TEMPO.CO, Jakarta - It is so easy for the government to give up on resolving the cases of Trisakti tragedy, Semanggi I, and Semanggi II in 1998.


With the pretext of difficulty of finding proof, facts and witnesses, the Attorney General Office has decided to end the handling of these three cases through legal ways.


The government has chosen to settle this serious human right violation through "reconciliation".


The non-judicial shows that the government is not only not serious but also ignores justice aspects that should have been given to the victims.


At least 33 people were killed -  most of whom were university students – in those three cases.


For 18 years, their families have been trying to find out who actually killed their children, brothers, and relatives.


The government has forgotten that choosing the reconciliation way should begin with revealing the truth first.


How can the reconciliation be done through the National Reconciliation Council (DKN) to be established by Coordinating Ministry for Political, Legal, and Security Affairs if it is not clear who is guilty, who the victims are, and the bigger picture of the incident.


What and who will be reconciled if the perpetrators are not found?


Disclosing the serious human right violation cases in the past is a must.


Law number 26 of 200 on the Human Rights Court Ad Hoc regulated by Articles 43 - 44 and Article 6 on expired provision– also has mandated investigation, preliminary investigation and charging the perpetrators of serious human rights violations at the court.


However, instead of disclosing the case, the AGO has never seriously investigated a series of incidents that began with the shooting of Trisakti University students on 12 Mei 1998.


The military court has indeed punished six perpetrators allegedly involved in the shooting.

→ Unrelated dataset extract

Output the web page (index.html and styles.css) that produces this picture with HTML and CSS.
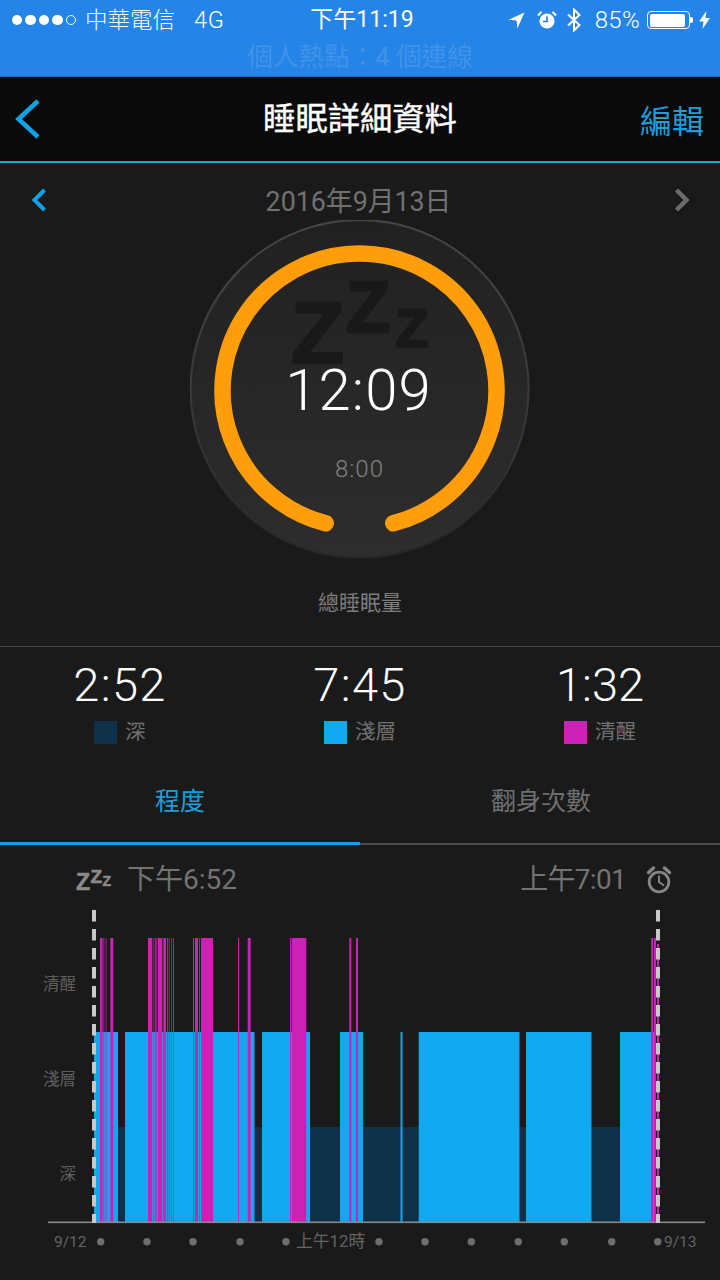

However, the findings of the Commission of the Investigation of Human Rights Violations in the Trisakti Semanggi I and II cases established by the National Commission for Human Rights (Komnas HAM) on the involvement of 50 soldiers of the Indonesian National Defense Forces (TNI) and the Indonesian National Police has never been taken seriously by the AGO.


The AGO reasoned that it was impossible to bring to court the same case twice (the principle of ne bis in idem).


They forget that six people who cannot be tried again were those involved on the ground.


The main actors behind it have never been touched at all.


The result of the investigation done by the Komnas HAM for several years later were also repeatedly returned to the AGO because it is not considered complete.


It is obvious that this institution avoids the case that can drag high-ranking officials at the military and the police.


When Coordinating Minister for Political, Legal, and Security Affairs and Attorney General M. Prasetyo decided the reconciliation way, the hopes of the victim’s family to find justice has been dashed.


It is clearly impossible to find the truth of the people who should be questioned now will in fact decide their fate today.


Wiranto was the commander of the Indonesian National Defense Forces (TNI) when the May 1998, the Trisakti tragedy, as well as the First Semanggi and the Second Semanggi tragedies broke out.


It would be a shame if this crucial decision contains flaws and even a serious violation of ethics


President Joko Widodo must annul the decision that is harmful for law enforcement.